Tuesday, July 5, 2016

Today's Birthdays

Wanda Landowska (1879-1958)
Jan Kubelík (1880-1940)
Gordon Jacob (1895-1984)
George Rochberg (1918-2005)
János Starker (1924-2013)
Matthias Bamert (1942)
Alexander Lazarev (1945)
Paul Daniel (1958)
Isabelle Poulenard (1961)

and

Jean Cocteau (1889-1963)
Barbara Frischmuth (1941)
Craig Nova (1945)

From The Writer's Almanac:

It’s the birthday of the Polish-French harpsichordist Wanda Landowska, born in Warsaw (1879). She’s been called the “rediscoverer of the harpsichord,” because she revived interest in the instrument during the first half of the 20th century.

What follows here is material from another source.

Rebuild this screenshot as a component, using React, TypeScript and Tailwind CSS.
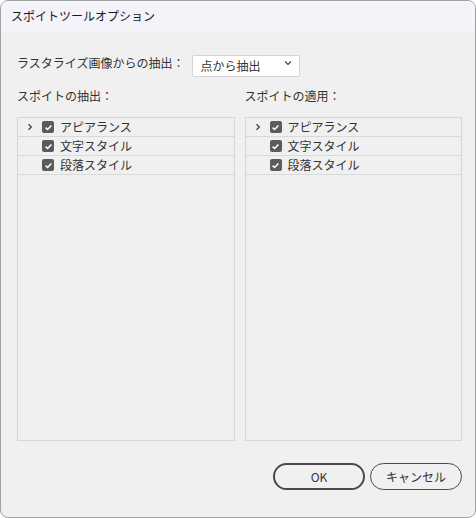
import { useState } from 'react';

type Item = { label: string; expandable?: boolean; checked: boolean };

const initialItems: Item[] = [
  { label: 'アピアランス', expandable: true, checked: true },
  { label: '文字スタイル', checked: true },
  { label: '段落スタイル', checked: true },
];

const Check = ({ checked, onClick }: { checked: boolean; onClick: () => void }) => (
  <button
    type="button"
    onClick={onClick}
    className="w-[12px] h-[12px] rounded-[2px] bg-[#5b5b5b] flex items-center justify-center shrink-0"
  >
    {checked && (
      <svg width="9" height="9" viewBox="0 0 9 9">
        <path d="M1.6 4.6 L3.6 6.5 L7.4 2.4" fill="none" stroke="#fff" strokeWidth="1.5" />
      </svg>
    )}
  </button>
);

const ItemPanel = ({ title }: { title: string }) => {
  const [items, setItems] = useState(initialItems);

  const toggle = (i: number) =>
    setItems(items.map((it, idx) => (idx === i ? { ...it, checked: !it.checked } : it)));

  return (
    <div className="flex flex-col flex-1">
      <div className="h-[24px] flex items-center text-[12px] text-[#333]">{title}</div>
      <div className="mt-[9px] h-[324px] border border-[#d6d6d6] bg-[#f0f0f0]">
        {items.map((it, i) => (
          <div key={it.label} className="h-[19px] flex items-center border-b border-[#d9d9d9]">
            <div className="w-[24px] flex justify-center">
              {it.expandable && (
                <svg width="8" height="8" viewBox="0 0 8 8">
                  <path d="M2.5 1.2 L5.3 4 L2.5 6.8" fill="none" stroke="#444" strokeWidth="1.3" />
                </svg>
              )}
            </div>
            <Check checked={it.checked} onClick={() => toggle(i)} />
            <span className="ml-[6px] text-[12px] text-[#333] leading-none">{it.label}</span>
          </div>
        ))}
      </div>
    </div>
  );
};

export default function App() {
  const [mode, setMode] = useState('point');

  return (
    <div
      className="w-[476px] h-[518px] bg-[#f0f0f0] border border-[#a3a3a3] rounded-[8px] overflow-hidden flex flex-col"
      style={{ fontFamily: '"Noto Sans CJK JP", "Noto Sans", sans-serif' }}
    >
      {/* title bar */}
      <div className="h-[30px] bg-[#f3f3f9] flex items-center pl-[10px] text-[12px] text-[#1a1a1a]">
        スポイトツールオプション
      </div>

      <div className="flex flex-col pl-[16px] pr-[13px] flex-1">
        {/* raster extraction */}
        <div className="mt-[21px] h-[22px] flex items-center gap-[8px]">
          <span className="text-[12px] text-[#333]">ラスタライズ画像からの抽出：</span>
          <div className="relative w-[108px] h-[22px]">
            <select
              value={mode}
              onChange={(e) => setMode(e.target.value)}
              className="appearance-none w-full h-full bg-white border border-[#d4d4d4] rounded-[2px] pl-[7px] text-[12px] text-[#333] outline-none"
            >
              <option value="point">点から抽出</option>
              <option value="area">領域から抽出</option>
            </select>
            <svg
              className="absolute right-[8px] top-[8px] pointer-events-none"
              width="8"
              height="6"
              viewBox="0 0 8 6"
            >
              <path d="M1 1.5 L4 4.5 L7 1.5" fill="none" stroke="#444" strokeWidth="1.2" />
            </svg>
          </div>
        </div>

        {/* panels */}
        <div className="mt-[10px] flex gap-[10px]">
          <ItemPanel title="スポイトの抽出：" />
          <ItemPanel title="スポイトの適用：" />
        </div>

        {/* actions */}
        <div className="mt-[22px] flex justify-end gap-[5px]">
          <button
            type="button"
            className="w-[92px] h-[27px] rounded-full border-2 border-[#4a4a4a] text-[12px] text-[#333] flex items-center justify-center"
          >
            OK
          </button>
          <button
            type="button"
            className="w-[92px] h-[27px] rounded-full border border-[#4a4a4a] text-[12px] text-[#333] flex items-center justify-center"
          >
            キャンセル
          </button>
        </div>
      </div>
    </div>
  );
}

Landowska’s father was a lawyer and an amateur musician; her multilingual mother was the first person to translate Mark Twain into Polish. Landowska studied piano from the age of four. As an adult, she taught piano and harpsichord in Paris and Berlin. She began collecting antique keyboard instruments, and scoured libraries all over Europe for old musical manuscripts, which she copied. In 1903, she gave her first public performance on the harpsichord, and began a concert tour of Europe; in Russia, she performed for Leo Tolstoy. Although several composers wrote harpsichord pieces just for her, she was particularly fascinated by Johann Sebastian Bach and wanted to play his music in the most authentic way possible. In 1933, she made the first recording of Bach’s Goldberg Variations on the harpsichord. Her longtime companion, Denise Restout, later described feeling “stunned” when she heard Landowska play the Variations. “It was like being in front of one of the greatest works of nature,” she wrote.

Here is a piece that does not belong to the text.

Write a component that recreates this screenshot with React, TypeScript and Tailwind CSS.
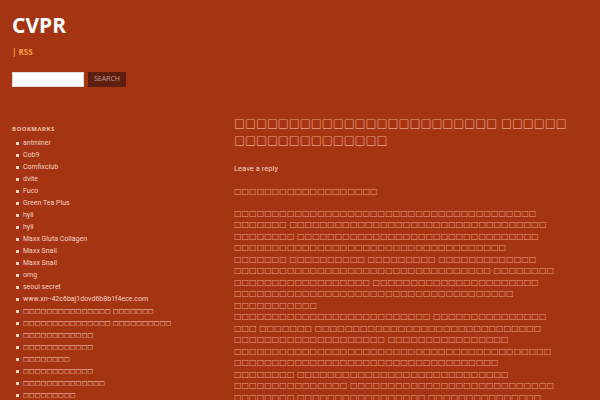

When the Nazis invaded France, Landowska’s house was looted and all of her instruments and manuscripts were stolen. She and Restout fled the country. She didn’t think the Nazi invasion would last long, so she only brought a couple of suitcases with her. Following an indirect route, they ended up on a ship to the United States, arriving on December 7, 1941. Ellis Island was chaotic because hundreds of Japanese people were being detained there. Landowska finally found a battered piano, and said, “We don’t know why we’re here or how long we’ll be here, so I can work.” They were finally allowed in the country after several prominent musicians wrote letters of support, and they eventually settled in Lakeville, Connecticut, where Landowska would live for the rest of her life.